Most of the more than 2,200 cases in Georgia reviewed by The Associated Press were resolved when attorneys explained the law. In hundreds of those cases, the agency handed over the records after state attorneys intervened, and the complaints were resolved satisfactorily.

But in a handful of complaints - the AP review found at least a dozen - the office declined to pursue probable violations in court. In several of those instances, state attorneys identified clear breaches of the law but suggested the individual who filed the complaint hire private counsel to pursue the case in court.

The attorney general's office said the purpose of the mediation program is to avoid going to court. Stefan Ritter, a senior assistant attorney general who oversees the program, noted the office has successfully mediated the vast majority of the complaints without having to file criminal charges.

"It's true that we don't have special resources set aside for these cases, and the Law Department in general is swamped. It would be very difficult for us to litigate the cases with the resources we have," he said. "But that wasn't the intent of the program - it was to avoid litigation by serving as an impartial mediator."

Attorney General Sam Olens, who took office in January, has made strengthening Georgia's sunshine law one of the cornerstones of his first year in office. He said the proposal would help improve transparency while adding new safeguards for the public and government officials.

He backs legislation that would increase fines for violating the laws to $1,000, up from a $100 fine for violating the open records act and a $500 fine for flouting the open meetings law. The proposal, which was introduced last month, would also increase fines to $2,500 for each subsequent offense.

The stiffer penalties could clear the way for more criminal prosecutions.

"The sanctions historically have been very small so there's really no incentive for anybody to go to court," said Ritter. "If we can get some help from the General Assembly, we might be going to court a lot more often."

Although local prosecutors also can use the measure to sanction violators, free speech advocates say the state's most powerful legal office must prosecute violators to send a clear signal to government record-keepers.

"If there's no real penalty, and we have no enforcement of that penalty, we have no protection," said Cynthia Counts, a First Amendment attorney in Atlanta. "And there's no greater threat to democracy than when the government is acting in secret without any accountability to the public."

The AP review found that hundreds of residents asked for records that were not covered by the sunshine laws, such as sealed court documents. In other instances, state attorneys typically were able to get officials to comply after reviewing what the law does - and does not - allow.

One example came in September 2007, when Bill Moody complained that the city of McDonough adopted a resolution that barred video and audio equipment from public meetings. After the attorney general's office intervened, the ban was dropped and recordings were again allowed.

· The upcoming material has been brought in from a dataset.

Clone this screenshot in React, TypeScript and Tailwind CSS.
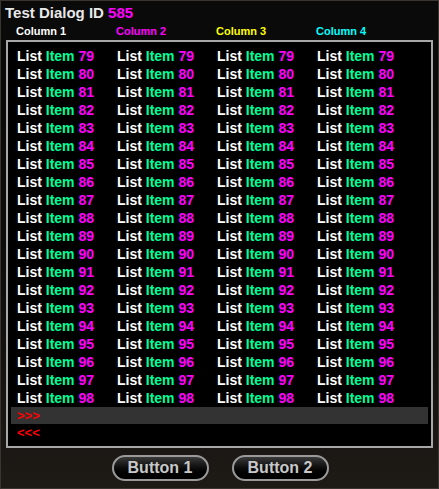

Not every complaint was so cut and dry.

In one incident, state Rep. Gerald Greene complained in February 2002 that the Randolph County Board of Education violated the meetings law by going into closed session without handing out an agenda. The AG's office agreed, suggesting the county could be "found guilty of misdemeanors for these actions." But the case was never brought to court.

Greene said he understands the office's decision, given tight staffing. He said legislators hope to give the office more resources to pursue sunshine violations, but said it's a difficult prospect amid the tough economy.

"I understand how we have cut them and it is a problem for them to take up every case, and I don't know how to resolve that issue," said Greene, a Cuthbert Republican who sits on the House Appropriations Committee. "They've got limited resources, and once you serve on these committees you understand these problems."

In other cases, complainants aren't as understanding.

Ted Hill, an emeritus professor of mathematics at Georgia Tech, complained in January 2006 that Georgia Tech wasn't responding to request for audits and other records about a grant. When he asked the state to file charges, he was told the office "does not prosecute misdemeanor charges against violators," according to the records.

Hill said he was discouraged by the response from state attorneys, who he said have "spared no taxpayer expense" to protect government officials from prosecution of sunshine law violations.

Ritter said the Attorney General's office has considered prosecuting a few of the cases cited in complaints to make an example out of the offenders. But he said it's been difficult to prove a government worker knowingly violated the sunshine law, the standard for prosecuting an individual in court.

"The laws are on the books so they serve as a warning to folks that we could go after them," said Ritter. "It helps us to have that in the background to enforce it if necessary. But the fact of the matter is we just haven't found a situation, despite some egregious cases, to go to court. And I don't think we have the resources to go after them."